I desperately need a faster implementation of what I have which is a desperately slow walk from top to bottom of the text.

Any ideas are really appreciated.

This is for a C# implementation, but its the technique I'm interested in more than the actual code.

Also, will you have to search multi-lingual text? C# has built-in unicode support, but if you want to get fancy with search algorithms this may have an effect upon your performance. — Elijah, Feb 10 '09 at 12:30

score 6 · Accepted Answer · answered Feb 10 '09 at 09:23

6

Begin with Boyer-Moore search algorithm. It requires some preprocessing (which is fast) and does searching pretty well - especially when searching for long substrings.

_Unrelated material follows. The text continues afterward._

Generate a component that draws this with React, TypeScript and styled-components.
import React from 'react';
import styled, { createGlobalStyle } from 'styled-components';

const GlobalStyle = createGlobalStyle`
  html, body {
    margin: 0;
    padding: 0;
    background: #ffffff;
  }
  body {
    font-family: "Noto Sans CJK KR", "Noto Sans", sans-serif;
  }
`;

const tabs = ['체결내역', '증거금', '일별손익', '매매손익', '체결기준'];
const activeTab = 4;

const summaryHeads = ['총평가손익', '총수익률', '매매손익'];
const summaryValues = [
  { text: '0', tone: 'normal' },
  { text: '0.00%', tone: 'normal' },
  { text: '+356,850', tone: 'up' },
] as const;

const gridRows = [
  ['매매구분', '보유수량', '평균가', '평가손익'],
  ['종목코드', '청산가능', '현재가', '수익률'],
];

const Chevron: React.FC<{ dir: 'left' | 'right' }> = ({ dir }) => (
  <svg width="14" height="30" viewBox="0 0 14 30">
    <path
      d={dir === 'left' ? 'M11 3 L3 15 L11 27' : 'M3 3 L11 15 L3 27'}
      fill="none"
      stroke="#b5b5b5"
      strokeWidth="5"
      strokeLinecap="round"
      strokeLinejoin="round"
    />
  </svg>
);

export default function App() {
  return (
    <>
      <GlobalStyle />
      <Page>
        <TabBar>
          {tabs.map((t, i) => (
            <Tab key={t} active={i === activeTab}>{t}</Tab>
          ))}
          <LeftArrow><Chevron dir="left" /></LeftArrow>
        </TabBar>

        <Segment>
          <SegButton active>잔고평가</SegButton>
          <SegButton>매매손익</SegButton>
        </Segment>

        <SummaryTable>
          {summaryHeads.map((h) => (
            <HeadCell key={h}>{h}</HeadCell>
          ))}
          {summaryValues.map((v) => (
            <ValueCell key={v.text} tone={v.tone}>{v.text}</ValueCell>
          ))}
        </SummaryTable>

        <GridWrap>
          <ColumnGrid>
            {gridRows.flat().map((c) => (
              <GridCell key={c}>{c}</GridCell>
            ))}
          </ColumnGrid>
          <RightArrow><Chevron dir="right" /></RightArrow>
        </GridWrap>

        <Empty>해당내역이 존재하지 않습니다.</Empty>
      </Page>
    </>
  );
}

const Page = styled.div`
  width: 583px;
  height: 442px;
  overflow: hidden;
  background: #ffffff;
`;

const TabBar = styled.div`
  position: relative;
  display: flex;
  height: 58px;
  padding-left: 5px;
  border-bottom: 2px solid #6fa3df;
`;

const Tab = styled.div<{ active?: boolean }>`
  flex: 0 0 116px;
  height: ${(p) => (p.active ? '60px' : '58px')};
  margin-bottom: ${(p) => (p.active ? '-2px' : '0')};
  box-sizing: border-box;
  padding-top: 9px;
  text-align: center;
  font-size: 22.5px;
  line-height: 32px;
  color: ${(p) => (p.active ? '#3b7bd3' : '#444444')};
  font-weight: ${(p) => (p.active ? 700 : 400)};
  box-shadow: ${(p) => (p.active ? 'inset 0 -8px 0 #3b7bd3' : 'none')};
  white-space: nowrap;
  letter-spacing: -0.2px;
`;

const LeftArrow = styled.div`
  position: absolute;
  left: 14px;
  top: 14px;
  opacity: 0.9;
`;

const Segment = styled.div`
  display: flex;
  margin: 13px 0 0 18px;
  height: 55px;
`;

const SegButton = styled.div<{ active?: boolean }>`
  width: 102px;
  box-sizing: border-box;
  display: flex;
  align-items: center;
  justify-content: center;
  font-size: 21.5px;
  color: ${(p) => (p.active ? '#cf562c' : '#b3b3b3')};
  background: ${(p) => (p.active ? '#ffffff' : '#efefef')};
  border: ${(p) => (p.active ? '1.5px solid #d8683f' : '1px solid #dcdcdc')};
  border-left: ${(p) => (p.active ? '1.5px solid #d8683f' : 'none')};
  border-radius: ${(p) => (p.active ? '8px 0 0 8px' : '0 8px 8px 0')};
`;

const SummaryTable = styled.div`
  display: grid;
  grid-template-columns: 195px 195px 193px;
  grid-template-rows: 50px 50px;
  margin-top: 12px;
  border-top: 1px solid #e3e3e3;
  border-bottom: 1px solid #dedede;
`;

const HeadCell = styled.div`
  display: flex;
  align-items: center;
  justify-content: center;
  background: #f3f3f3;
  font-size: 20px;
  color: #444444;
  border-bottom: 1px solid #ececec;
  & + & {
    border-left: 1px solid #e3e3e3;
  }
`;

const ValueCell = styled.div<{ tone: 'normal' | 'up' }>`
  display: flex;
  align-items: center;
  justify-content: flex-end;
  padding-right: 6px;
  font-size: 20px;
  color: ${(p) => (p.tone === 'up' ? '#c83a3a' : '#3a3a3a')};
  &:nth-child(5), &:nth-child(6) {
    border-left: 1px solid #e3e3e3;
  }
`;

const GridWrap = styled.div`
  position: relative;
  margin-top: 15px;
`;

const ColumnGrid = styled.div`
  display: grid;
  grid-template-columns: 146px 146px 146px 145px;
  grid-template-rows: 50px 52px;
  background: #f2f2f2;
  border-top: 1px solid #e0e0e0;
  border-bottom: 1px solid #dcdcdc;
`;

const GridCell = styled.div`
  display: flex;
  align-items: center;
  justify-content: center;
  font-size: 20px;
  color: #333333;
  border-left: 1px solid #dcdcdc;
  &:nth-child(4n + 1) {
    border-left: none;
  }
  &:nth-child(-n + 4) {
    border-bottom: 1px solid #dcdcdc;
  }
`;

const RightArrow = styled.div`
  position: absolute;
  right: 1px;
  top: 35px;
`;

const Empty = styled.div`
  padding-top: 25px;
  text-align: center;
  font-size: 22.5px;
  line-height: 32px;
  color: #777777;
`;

answered Feb 10 '09 at 09:23

Anton Gogolev

113,561
39
200
288

score 1 · Answer 2 · answered Feb 10 '09 at 09:36

1

I wouldn't be surprised if most just use the basic, naive search technique (scan for a match on the 1st char, then test if the hit pans out).

answered Feb 10 '09 at 09:36

Michael Burr

333,147
50
533
760

score 1 · Answer 3 · answered Feb 10 '09 at 10:15

1

grep

Although not a text editor in itself, but often called by many text editors. I'm curious if you have you tried grep's source code? It always has seemed blazingly fast to me even when searching large files.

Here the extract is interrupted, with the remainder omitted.